→ WHAT IS NEEDED
Here is the task for the listing below: output exactly the lines from the one containing "Give me the" through the one containing "82, 80, 10];", and leave out the pictures.

→ Interface markup and scripts
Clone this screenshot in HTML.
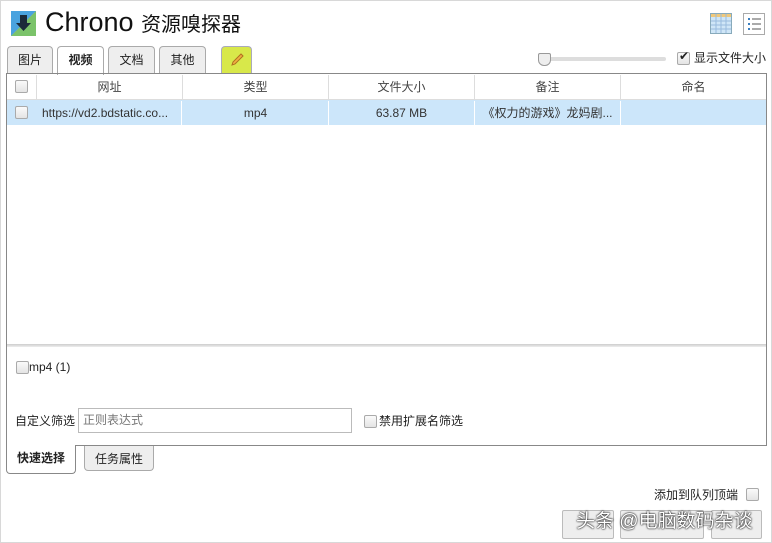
<!DOCTYPE html><html><head><meta charset="utf-8"><style>
body{margin:0;width:772px;height:543px;background:#fff;font-family:"Liberation Sans","Noto Sans CJK SC",sans-serif;font-size:12px;color:#222;position:relative;overflow:hidden}
.a{position:absolute}
.win{left:0;top:0;width:770px;height:541px;border:1px solid #d8d8d8}
.tab{position:absolute;top:46px;height:26px;border:1px solid #aaa;border-bottom:none;border-radius:4px 4px 0 0;background:#eee;text-align:center;line-height:26px;font-size:12px}
.cb{position:absolute;width:11px;height:11px;border:1px solid #aaa;border-radius:2px;background:linear-gradient(#fafafa,#e4e4e4)}
.th{position:absolute;top:0;height:25px;line-height:25px;text-align:center;border-right:1px solid #ddd;color:#444}
.td{position:absolute;top:26px;height:25px;line-height:25px;text-align:center;border-right:1px solid #fff;color:#333}
.btn{position:absolute;top:510px;height:27px;border:1px solid #bbb;border-radius:2px;background:#eee}
</style></head><body>
<div class="a win"></div>
<svg class="a" style="left:11px;top:11px" width="25" height="25"><rect width="25" height="25" fill="#f7b949"/><polygon points="25,0 25,25 0,25" fill="#7bc36a"/><polygon points="0,0 25,0 0,25" fill="#4aa3df"/><path d="M9 4h7v8h4l-7.5 8L5 12h4z" fill="#1b2a3a"/></svg>
<div class="a" style="left:45px;top:7px;font-size:27px;color:#111">Chrono <span style="font-size:20px">资源嗅探器</span></div>
<svg class="a" style="left:710px;top:13px" width="22" height="21"><rect x="0.5" y="0.5" width="21" height="20" fill="#cfe6f7" stroke="#8ab"/><rect x="1" y="1" width="20" height="3" fill="#f0c87a"/><path d="M1 8h20M1 12h20M1 16h20M6 1v19M11 1v19M16 1v19" stroke="#9bd" /></svg>
<svg class="a" style="left:743px;top:13px" width="22" height="22"><rect x="0.5" y="0.5" width="21" height="21" fill="#fff" stroke="#aaa"/><path d="M5 6h2M5 11h2M5 16h2" stroke="#3a7fc0" stroke-width="2"/><path d="M9 6h9M9 11h9M9 16h9" stroke="#555"/></svg>
<div class="tab" style="left:7px;width:44px">图片</div>
<div class="tab" style="left:57px;width:45px;background:#fff;height:28px;font-weight:bold">视频</div>
<div class="tab" style="left:108px;width:45px">文档</div>
<div class="tab" style="left:159px;width:45px">其他</div>
<div class="tab" style="left:221px;width:29px;background:#d8e84a;border-color:#aab"><svg width="16" height="16" style="margin-top:5px"><path d="M3 13l1-3 8-8 2 2-8 8z" fill="#f0b040" stroke="#b07020"/></svg></div>
<div class="a" style="left:545px;top:57px;width:121px;height:4px;background:#ddd;border-radius:2px"></div>
<div class="a" style="left:538px;top:53px;width:11px;height:11px;border:1px solid #999;border-radius:2px 2px 6px 6px;background:#eee"></div>
<div class="cb" style="left:677px;top:52px"></div><div class="a" style="left:679px;top:49px;font-size:12px">✔</div>
<div class="a" style="left:694px;top:49px;font-size:12px">显示文件大小</div>
<div class="a" style="left:6px;top:73px;width:759px;height:371px;border:1px solid #888">
 <div class="a" style="left:0;top:0;width:759px;height:25px;border-bottom:1px solid #ddd"></div>
 <div class="a" style="left:0;top:26px;width:759px;height:25px;background:#cce6fa"></div>
 <div class="th" style="left:0;width:29px;top:1px"></div><div class="cb" style="left:8px;top:6px"></div>
 <div class="th" style="left:30px;width:145px;top:1px">网址</div>
 <div class="th" style="left:176px;width:145px;top:1px">类型</div>
 <div class="th" style="left:322px;width:145px;top:1px">文件大小</div>
 <div class="th" style="left:468px;width:145px;top:1px">备注</div>
 <div class="th" style="left:614px;width:145px;border:none;top:1px">命名</div>
 <div class="cb" style="left:8px;top:32px"></div>
 <div class="td" style="left:30px;width:145px;text-align:left;padding-left:5px;box-sizing:border-box;top:27px">https://vd2.bdstatic.co...</div>
 <div class="td" style="left:176px;width:145px;top:27px">mp4</div>
 <div class="td" style="left:322px;width:145px;top:27px">63.87 MB</div>
 <div class="td" style="left:468px;width:145px;top:27px">《权力的游戏》龙妈剧...</div>
 <div class="a" style="left:0;top:270px;width:759px;height:3px;background:linear-gradient(#ccc,#eee)"></div>
 <div class="cb" style="left:9px;top:287px"></div><div class="a" style="left:22px;top:286px">mp4 (1)</div>
 <div class="a" style="left:8px;top:338px">自定义筛选</div>
 <div class="a" style="left:71px;top:334px;width:268px;height:23px;border:1px solid #bbb;line-height:23px;padding-left:4px;color:#777">正则表达式</div>
 <div class="cb" style="left:357px;top:341px"></div><div class="a" style="left:372px;top:338px">禁用扩展名筛选</div>
</div>
<div class="a" style="left:6px;top:445px;width:68px;height:28px;border:1px solid #888;border-top:none;border-radius:0 0 4px 4px;background:#fff;text-align:center;line-height:26px;font-weight:bold">快速选择</div>
<div class="a" style="left:84px;top:446px;width:68px;height:24px;border:1px solid #aaa;border-top:none;border-radius:0 0 4px 4px;background:#eee;text-align:center;line-height:26px">任务属性</div>
<div class="a" style="left:654px;top:486px">添加到队列顶端</div><div class="cb" style="left:746px;top:488px"></div>
<div class="btn" style="left:562px;width:50px"></div>
<div class="btn" style="left:620px;width:82px"></div>
<div class="btn" style="left:711px;width:49px"></div>
<div class="a" style="left:576px;top:506px;font-size:19px;color:#fff;text-shadow:0 0 2px #000,0 0 1px #000">头条 @电脑数码杂谈</div>
</body></html>
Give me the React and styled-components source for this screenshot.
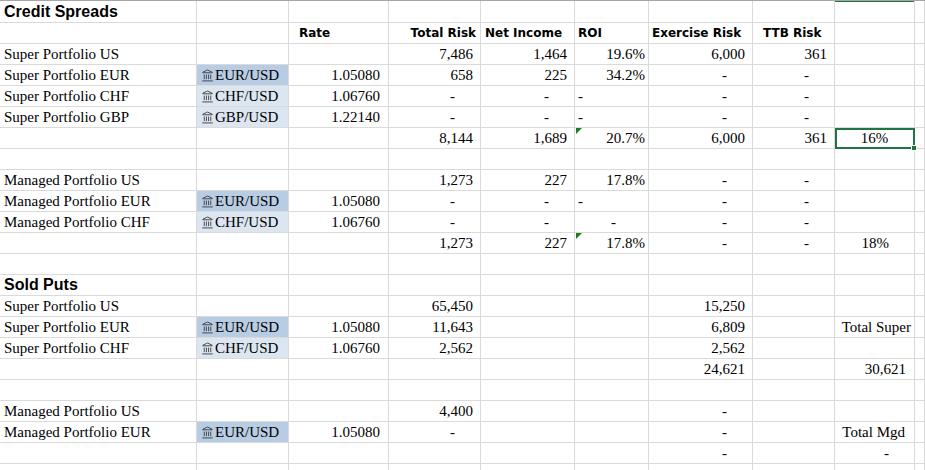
import React from "react";
import styled, { createGlobalStyle } from "styled-components";
import { Landmark } from "lucide-react";

const Global = createGlobalStyle`
  html, body { margin: 0; padding: 0; background: #fff; overflow: hidden; }
`;

const COLS = [197, 92, 100, 92, 94, 74, 104, 82, 80, 10];

const Sheet = styled.div`
  display: grid;
  grid-template-columns: ${COLS.map((c) => c + "px").join(" ")};
  grid-auto-rows: 21px;
  grid-template-rows: 22px;
  border-top: 1px solid #a6a6a6;
  width: 925px;
  height: 470px;
  overflow: hidden;
  box-sizing: border-box;
`;

const Cell = styled.div`
  position: relative;
  box-sizing: border-box;
  border-right: 1px solid #dadada;
  border-bottom: 1px solid #dadada;
  display: flex;
  align-items: flex-end;
  justify-content: ${(p) => (p.$a === "r" ? "flex-end" : p.$a === "c" ? "center" : "flex-start")};
  padding: 0 ${(p) => p.$pr}px 1px ${(p) => p.$pl}px;
  white-space: nowrap;
  overflow: visible;
  color: #000;
  background: ${(p) => p.$fill || "transparent"};
  font-family: ${(p) =>
    p.$kind === "title"
      ? '"Liberation Sans", Arial, sans-serif'
      : p.$kind === "head"
      ? '"DejaVu Sans", Verdana, sans-serif'
      : '"Liberation Serif", "Times New Roman", serif'};
  font-size: ${(p) => (p.$kind === "title" ? "16px" : p.$kind === "head" ? "12px" : "15px")};
  font-weight: ${(p) => (p.$kind === "title" || p.$kind === "head" ? 700 : 400)};
  line-height: 18px;
  ${(p) => p.$sel && `outline: 2px solid #217346; outline-offset: -2px; z-index: 2;`}
`;

const Handle = styled.span`
  position: absolute;
  right: -3px;
  bottom: -3px;
  width: 6px;
  height: 6px;
  background: #217346;
  border: 1px solid #fff;
  box-sizing: border-box;
`;

const Tri = styled.span`
  position: absolute;
  left: 1px;
  top: 0;
  width: 0;
  height: 0;
  border-top: 6px solid #1e7a1e;
  border-right: 6px solid transparent;
`;

const TopSel = styled.span`
  position: absolute;
  left: 0;
  right: 0;
  top: -1px;
  height: 2px;
  background: #217346;
`;

const Ccy = styled.span`
  display: inline-flex;
  align-items: flex-end;
  gap: 1px;
  svg { margin-bottom: 2px; }
`;

const DARK = "#b8cce4";
const LIGHT = "#dce6f1";

const n = (t, pr = 7) => ({ t, a: "r", pr });
const d = (pr = 25) => ({ t: "-", a: "r", pr });
const lbl = (t) => ({ t, a: "l", pl: 4 });
const ccy = (t, dark) => ({ ccy: t, fill: dark ? DARK : LIGHT, a: "l", pl: 4 });

const rows = [
  { h: 22, c: { 0: { t: "Credit Spreads", kind: "title", pl: 4 }, 8: { topSel: true } } },
  {
    c: {
      2: { t: "Rate", kind: "head", pl: 10 },
      3: { t: "Total Risk", kind: "head", a: "r", pr: 4 },
      4: { t: "Net Income", kind: "head", pl: 4 },
      5: { t: "ROI", kind: "head", pl: 3 },
      6: { t: "Exercise Risk", kind: "head", pl: 3 },
      7: { t: "TTB Risk", kind: "head", pl: 10 },
    },
  },
  { c: { 0: lbl("Super Portfolio US"), 3: n("7,486"), 4: n("1,464"), 5: n("19.6%", 3), 6: n("6,000"), 7: n("361") } },
  { c: { 0: lbl("Super Portfolio EUR"), 1: ccy("EUR/USD", true), 2: n("1.05080", 8), 3: n("658"), 4: n("225"), 5: n("34.2%", 3), 6: d(), 7: d() } },
  { c: { 0: lbl("Super Portfolio CHF"), 1: ccy("CHF/USD"), 2: n("1.06760", 8), 3: d(), 4: d(), 5: { t: "-", pl: 3 }, 6: d(), 7: d() } },
  { c: { 0: lbl("Super Portfolio GBP"), 1: ccy("GBP/USD"), 2: n("1.22140", 8), 3: d(), 4: d(), 5: { t: "-", pl: 3 }, 6: d(), 7: d() } },
  { c: { 3: n("8,144"), 4: n("1,689"), 5: { ...n("20.7%", 3), tri: true }, 6: n("6,000"), 7: n("361"), 8: { t: "16%", a: "c", sel: true } } },
  { c: {} },
  { c: { 0: lbl("Managed Portfolio US"), 3: n("1,273"), 4: n("227"), 5: n("17.8%", 3), 6: d(), 7: d() } },
  { c: { 0: lbl("Managed Portfolio EUR"), 1: ccy("EUR/USD", true), 2: n("1.05080", 8), 3: d(), 4: d(), 5: { t: "-", pl: 3 }, 6: d(), 7: d() } },
  { c: { 0: lbl("Managed Portfolio CHF"), 1: ccy("CHF/USD"), 2: n("1.06760", 8), 3: d(), 4: d(), 5: d(32), 6: d(), 7: d() } },
  { c: { 3: n("1,273"), 4: n("227"), 5: { ...n("17.8%", 3), tri: true }, 6: d(), 7: d(), 8: n("18%", 25) } },
  { c: {} },
  { c: { 0: { t: "Sold Puts", kind: "title", pl: 4 } } },
  { c: { 0: lbl("Super Portfolio US"), 3: n("65,450"), 6: n("15,250") } },
  { c: { 0: lbl("Super Portfolio EUR"), 1: ccy("EUR/USD", true), 2: n("1.05080", 8), 3: n("11,643"), 6: n("6,809"), 8: n("Total Super", 3) } },
  { c: { 0: lbl("Super Portfolio CHF"), 1: ccy("CHF/USD"), 2: n("1.06760", 8), 3: n("2,562"), 6: n("2,562") } },
  { c: { 6: n("24,621"), 8: n("30,621", 8) } },
  { c: {} },
  { c: { 0: lbl("Managed Portfolio US"), 3: n("4,400"), 6: d() } },
  { c: { 0: lbl("Managed Portfolio EUR"), 1: ccy("EUR/USD", true), 2: n("1.05080", 8), 3: d(), 6: d(), 8: n("Total Mgd", 9) } },
  { c: { 6: d(), 8: d(25) } },
  { c: {} },
];

export default function App() {
  return (
    <>
      <Global />
      <Sheet>
        {rows.map((r, ri) =>
          COLS.map((_, ci) => {
            const c = r.c[ci] || {};
            return (
              <Cell
                key={ri + "-" + ci}
                $a={c.a || "l"}
                $pr={c.pr || 0}
                $pl={c.pl || 0}
                $kind={c.kind}
                $fill={c.fill}
                $sel={c.sel}
              >
                {c.ccy ? (
                  <Ccy>
                    <Landmark size={13} strokeWidth={1.6} color="#333" />
                    {c.ccy}
                  </Ccy>
                ) : (
                  c.t
                )}
                {c.tri && <Tri />}
                {c.sel && <Handle />}
                {c.topSel && <TopSel />}
              </Cell>
            );
          })
        )}
      </Sheet>
    </>
  );
}
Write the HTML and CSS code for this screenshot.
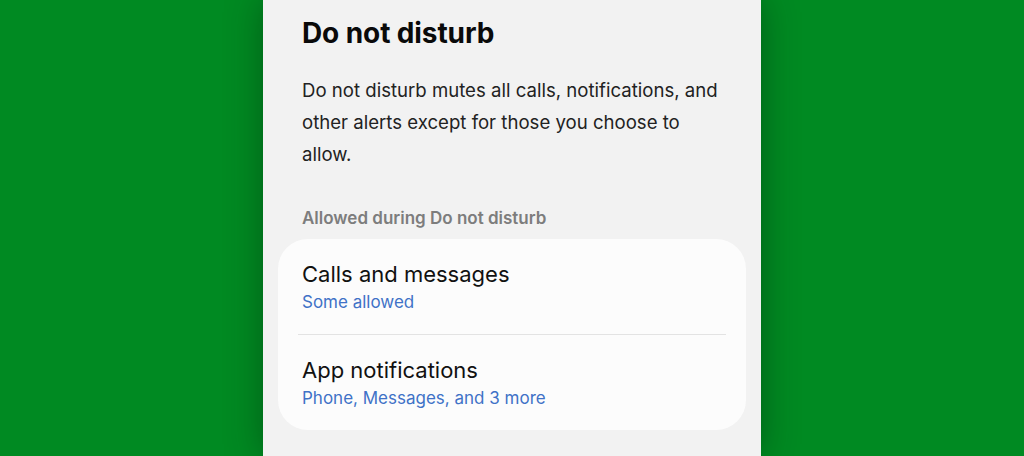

→ IN RESPONSE
Give me the React and styled-components source for this screenshot.
import React from "react";
import styled, { createGlobalStyle } from "styled-components";
import { Landmark } from "lucide-react";

const Global = createGlobalStyle`
  html, body { margin: 0; padding: 0; background: #fff; overflow: hidden; }
`;

const COLS = [197, 92, 100, 92, 94, 74, 104, 82, 80, 10];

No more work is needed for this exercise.